Our fanboyism on ATUL GAWANDE is well-established: we think he should be surgeon general. Brilliant medical writer. Brilliant medical thinker. One of the very few essential voices to emerge out of the bar-brawl of the health-care debate. Local guy. Knows what it's like for someone to yell "FUCK YOU" at him in the middle of a reading.

He commandeered this week's New Yorker "Comment" to weigh in yet again on health care, and once again resists the temptations of politics and ideology to raise a red flag about the just-passed reform legislation. His larger point is a comparison to the enactment of Medicare by LBJ: after the law was passed, the American Medical Association "waged war to try to stop the program, and doctors weren’t about to abandon the fight against 'socialized medicine' simply because it had passed into law."

If you'd like to get a taste of what that debate sounded like, here's a recording made in Boston in 1965, in the middle of the dogfight over Medicare. The outgoing president of the AMA and the architect of its opposition to Medicare, Edward Annis, staged a public debate against Dean Schottland, at the time a Brandeis educator who'd been the commissioner of Social Security under Eisenhower. That debate, entitled "Medicare: Is It The Best Solution," will inspire a shocking dose of deja vu. And yet you may also be shocked by the notion that, 45 years ago, it was politically acceptable to suggest that compassion was a legitimate goal of a just society.

LISTEN: Medicare: Is It the Best Solution? [Ford Hall Forum, Boston, 1965] (mp3)

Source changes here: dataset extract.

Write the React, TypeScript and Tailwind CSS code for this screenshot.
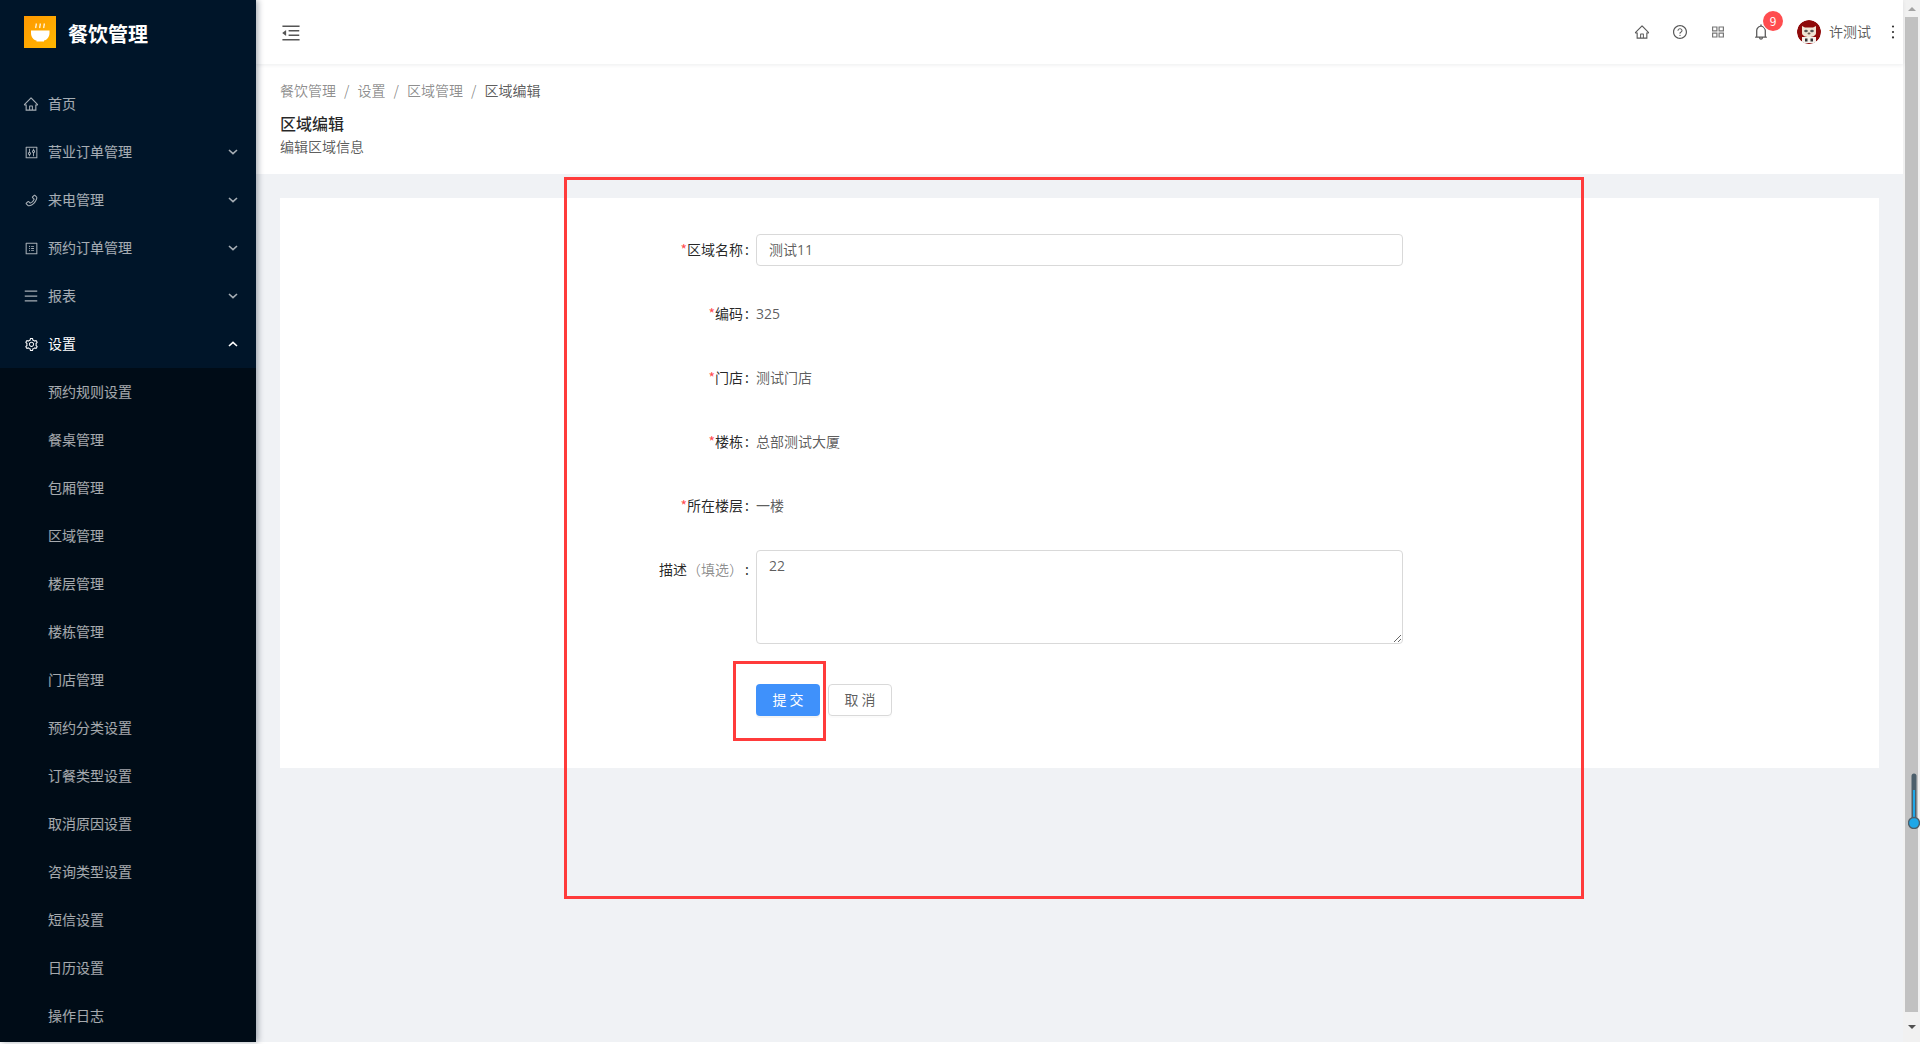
import {
  AiOutlineBell,
  AiOutlineControl,
  AiOutlineHome,
  AiOutlineMenu,
  AiOutlineMenuFold,
  AiOutlineMore,
  AiOutlinePhone,
  AiOutlineProfile,
  AiOutlineQuestionCircle,
  AiOutlineSetting,
} from 'react-icons/ai';

const menus = [
  { name: '首页', icon: AiOutlineHome, size: 16 },
  { name: '营业订单管理', icon: AiOutlineControl, size: 15, arrow: true },
  { name: '来电管理', icon: AiOutlinePhone, size: 15, arrow: true },
  { name: '预约订单管理', icon: AiOutlineProfile, size: 15, arrow: true },
  { name: '报表', icon: AiOutlineMenu, size: 16, arrow: true },
];

const subMenus = [
  '预约规则设置',
  '餐桌管理',
  '包厢管理',
  '区域管理',
  '楼层管理',
  '楼栋管理',
  '门店管理',
  '预约分类设置',
  '订餐类型设置',
  '取消原因设置',
  '咨询类型设置',
  '短信设置',
  '日历设置',
  '操作日志',
];

const crumbs = ['餐饮管理', '设置', '区域管理'];

const infoRows = [
  { label: '编码', value: '325' },
  { label: '门店', value: '测试门店' },
  { label: '楼栋', value: '总部测试大厦' },
  { label: '所在楼层', value: '一楼' },
];

function Chevron({ up }: { up?: boolean }) {
  return (
    <svg viewBox="0 0 10 6" className="h-[6px] w-[10px]" fill="none" stroke="currentColor" strokeWidth="1.6">
      <path d={up ? 'M1 5l4-3.6L9 5' : 'M1 1l4 3.6L9 1'} />
    </svg>
  );
}

function Logo() {
  return (
    <svg viewBox="0 0 32 32" className="h-8 w-8">
      <defs>
        <linearGradient id="logo" x1="0" y1="0" x2="1" y2="1">
          <stop offset="0" stopColor="#ff9800" />
          <stop offset="1" stopColor="#ffb800" />
        </linearGradient>
      </defs>
      <rect width="32" height="32" fill="url(#logo)" />
      <path d="M7 14.5h18.5v2.5c0 4.2-2.6 6.8-5.5 7.6v1h-7.5v-1c-3-.8-5.5-3.4-5.5-7.6z" fill="#fff" />
      <path d="M12 12c-1-1.5 1-2.5 0-4.5M16 12c-1-1.5 1-2.5 0-4.5M20 12c-1-1.5 1-2.5 0-4.5" stroke="#fff" strokeWidth="1.2" fill="none" />
    </svg>
  );
}

function Avatar() {
  return (
    <svg viewBox="0 0 24 24" className="h-6 w-6 rounded-full">
      <circle cx="12" cy="12" r="12" fill="#8f0a0a" />
      <path d="M5 6l3 1.5h8l3-1.5v7c0 2.5-3 4-7 4s-7-1.5-7-4z" fill="#efe3d3" />
      <ellipse cx="9" cy="11" rx="1.8" ry="1.3" fill="#555" />
      <ellipse cx="15" cy="11" rx="1.8" ry="1.3" fill="#555" />
      <ellipse cx="12" cy="13.5" rx="1.5" ry="1" fill="#6b5a50" />
      <rect x="5" y="17" width="14" height="6" fill="#f4f1ec" />
      <path d="M8 18.5h2.5v3H8zM13.5 18.5H16v3h-2.5z" fill="#333" />
    </svg>
  );
}

function AppsIcon() {
  return (
    <svg viewBox="0 0 12 12" className="h-[12px] w-[12px] text-[#777]" fill="none" stroke="currentColor" strokeWidth="1.2">
      <path d="M.6 1h4.3v3.8H.6zM7.1 1h4.3v3.8H7.1zM.6 7.2h4.3V11H.6zM7.1 7.2h4.3V11H7.1z" />
    </svg>
  );
}

function Sidebar() {
  return (
    <aside className="relative z-10 flex h-full w-[256px] shrink-0 flex-col bg-[#001529] text-sm text-white/65 shadow-[2px_0_6px_rgba(0,21,41,0.35)]">
      <div className="flex h-20 items-start pl-6 pt-4">
        <Logo />
        <span className="ml-3 text-xl leading-9 font-bold text-white">餐饮管理</span>
      </div>
      {menus.map((menu) => (
        <div key={menu.name} className="flex h-12 items-center pl-[23px] pr-[18px]">
          <span className="flex w-4 justify-center">
            <menu.icon size={menu.size} />
          </span>
          <span className="-mt-[2px] ml-[9px] flex-1">{menu.name}</span>
          {menu.arrow && <Chevron />}
        </div>
      ))}
      <div className="flex h-12 items-center pl-[23px] pr-[18px] text-white">
        <span className="flex w-4 justify-center">
          <AiOutlineSetting size={15} />
        </span>
        <span className="-mt-[2px] ml-[9px] flex-1">设置</span>
        <Chevron up />
      </div>
      <div className="flex-1 bg-[#000c17]">
        {subMenus.map((name) => (
          <div key={name} className="flex h-12 items-center pb-[2px] pl-12">
            {name}
          </div>
        ))}
      </div>
    </aside>
  );
}

function Topbar() {
  return (
    <header className="relative z-[1] flex h-16 shrink-0 items-center bg-white pl-6 text-[#595959] shadow-[0_1px_4px_rgba(0,21,41,0.08)]">
      <AiOutlineMenuFold className="mt-[2px] h-[22px] w-[22px] text-[#555]" />
      <div className="ml-auto flex items-center">
        <AiOutlineHome className="h-[16px] w-[16px]" />
        <AiOutlineQuestionCircle className="ml-[22px] h-[16px] w-[16px]" />
        <div className="ml-[24px]">
          <AppsIcon />
        </div>
        <div className="relative ml-[28px]">
          <AiOutlineBell className="h-[18px] w-[18px]" />
          <span className="absolute -right-[13px] -top-[12px] flex h-5 w-5 items-center justify-center rounded-full bg-[#ff4d4f] text-xs text-white shadow-[0_0_0_1px_#fff]">
            9
          </span>
        </div>
        <div className="ml-[27px]">
          <Avatar />
        </div>
        <span className="-mt-[2px] ml-2 text-sm text-black/65">许测试</span>
        <AiOutlineMore className="ml-[12px] h-[20px] w-[20px] text-[#333]" />
      </div>
    </header>
  );
}

function PageHeader() {
  return (
    <section className="h-[110px] shrink-0 bg-white px-6 pt-[15px]">
      <div className="flex h-[22px] items-center text-sm text-black/45">
        {crumbs.map((crumb) => (
          <span key={crumb} className="flex items-center">
            {crumb}
            <span className="mx-2">/</span>
          </span>
        ))}
        <span className="text-black/65">区域编辑</span>
      </div>
      <h1 className="mt-[10px] text-base leading-6 font-medium text-black/85">区域编辑</h1>
      <p className="text-sm leading-[22px] text-black/65">编辑区域信息</p>
    </section>
  );
}

function Label({ text }: { text: string }) {
  return (
    <div className="w-[476px] shrink-0 pr-[7px] text-right text-sm leading-[30px] text-black/85">
      <span className="text-[#ff4d4f]">*</span>
      {text}
      <span className="ml-[2px]">:</span>
    </div>
  );
}

function EditForm() {
  return (
    <div className="mx-6 mt-6 h-[570px] bg-white pt-9 text-sm">
      <div className="flex h-8">
        <Label text="区域名称" />
        <input
          defaultValue="测试11"
          className="h-8 w-[647px] rounded border border-[#d9d9d9] px-3 pb-[2px] font-['Open_Sans','Noto_Sans_CJK_SC',sans-serif] text-black/65 outline-none"
        />
      </div>
      {infoRows.map((row) => (
        <div key={row.label} className="mt-8 flex h-8">
          <Label text={row.label} />
          <span className="font-['Open_Sans','Noto_Sans_CJK_SC',sans-serif] leading-8 text-black/65">{row.value}</span>
        </div>
      ))}
      <div className="mt-7 flex">
        <div className="w-[476px] shrink-0 pr-[7px] pt-[4px] text-right leading-[30px] text-black/85">
          描述<span className="text-black/45">（填选）</span>
          <span className="ml-[2px]">:</span>
        </div>
        <textarea
          defaultValue="22"
          className="h-[94px] w-[647px] rounded border border-[#d9d9d9] px-3 pb-1 pt-[4px] font-['Open_Sans','Noto_Sans_CJK_SC',sans-serif] leading-[22px] text-black/65 outline-none"
        />
      </div>
      <div className="ml-[476px] mt-[40px] flex gap-2">
        <button className="h-8 w-16 rounded bg-[#3f91fb] pb-[2px] text-white shadow-[0_2px_0_rgba(0,0,0,0.045)]">
          提 交
        </button>
        <button className="h-8 w-16 rounded border border-[#d9d9d9] bg-white pb-[2px] text-black/65 shadow-[0_2px_0_rgba(0,0,0,0.015)]">
          取 消
        </button>
      </div>
    </div>
  );
}

function Scrollbar() {
  return (
    <div className="relative flex h-full w-[17px] shrink-0 flex-col bg-[#f1f1f1]">
      <div className="flex h-[17px] items-center justify-center">
        <div className="h-0 w-0 border-x-[4px] border-b-[4px] border-x-transparent border-b-[#a3a3a3]" />
      </div>
      <div className="ml-[2px] w-[13px] flex-1 bg-[#c1c1c1]" />
      <div className="flex h-[30px] items-center justify-center">
        <div className="h-0 w-0 border-x-[4px] border-t-[4px] border-x-transparent border-t-[#505050]" />
      </div>
    </div>
  );
}

export default function App() {
  return (
    <div className="relative h-[1044px] w-[1920px] overflow-hidden bg-white font-['Noto_Sans_CJK_SC','Noto_Sans',sans-serif]">
      <div className="flex h-[1042px]">
        <Sidebar />
        <main className="flex min-w-0 flex-1 flex-col bg-[#f0f2f5]">
          <Topbar />
          <PageHeader />
          <EditForm />
        </main>
        <Scrollbar />
      </div>

      {/* annotation boxes drawn on the screenshot */}
      <div className="absolute left-[564px] top-[177px] h-[722px] w-[1020px] border-[3px] border-[#ff3b3b]" />
      <div className="absolute left-[733px] top-[661px] h-[80px] w-[93px] border-[3px] border-[#ff3b3b]" />

      {/* thermometer widget over the scrollbar */}
      <svg viewBox="0 0 12 56" className="absolute left-[1908px] top-[773px] h-[56px] w-[12px]">
        <rect x="3.5" y="0.5" width="5" height="48" rx="2.5" fill="#4c5f6b" />
        <rect x="5" y="17" width="2" height="30" fill="#1ea7e8" />
        <circle cx="6" cy="50" r="5.5" fill="#1ea7e8" stroke="#4c5f6b" strokeWidth="1.4" />
      </svg>
    </div>
  );
}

To get back to Gawande: most of the people echoing his New Yorker column this week are focusing on his broad goal: a warning about the dangers of assuming that the work of health reform is over. But they seem to be glossing over the narrow example he gives, which is a terrifying warning that when all is said and done, health reform may simply not work -- or may work, and then have horrific unintended consequences. In this passage, he gives a real-world example of how improving health care at Boston's Children's Hospital resulted in cut costs . . . which has had the paradoxic effect of occasioning a financial crisis. Here's the relevant passage:

Recently, clinicians at Children’s Hospital Boston adopted a more systematic approach for managing inner-city children who suffer severe asthma attacks, by introducing a bundle of preventive measures. Insurance would cover just one: prescribing an inhaler. The hospital agreed to pay for the rest, which included nurses who would visit parents after discharge and make sure that they had their child’s medicine, knew how to administer it, and had a follow-up appointment with a pediatrician; home inspections for mold and pests; and vacuum cleaners for families without one (which is cheaper than medication). After a year, the hospital readmission rate for these patients dropped by more than eighty per cent, and costs plunged. But an empty hospital bed is a revenue loss, and asthma is Children’s Hospital’s leading source of admissions. Under the current system, this sensible program could threaten to bankrupt it. So far, neither the government nor the insurance companies have figured out a solution.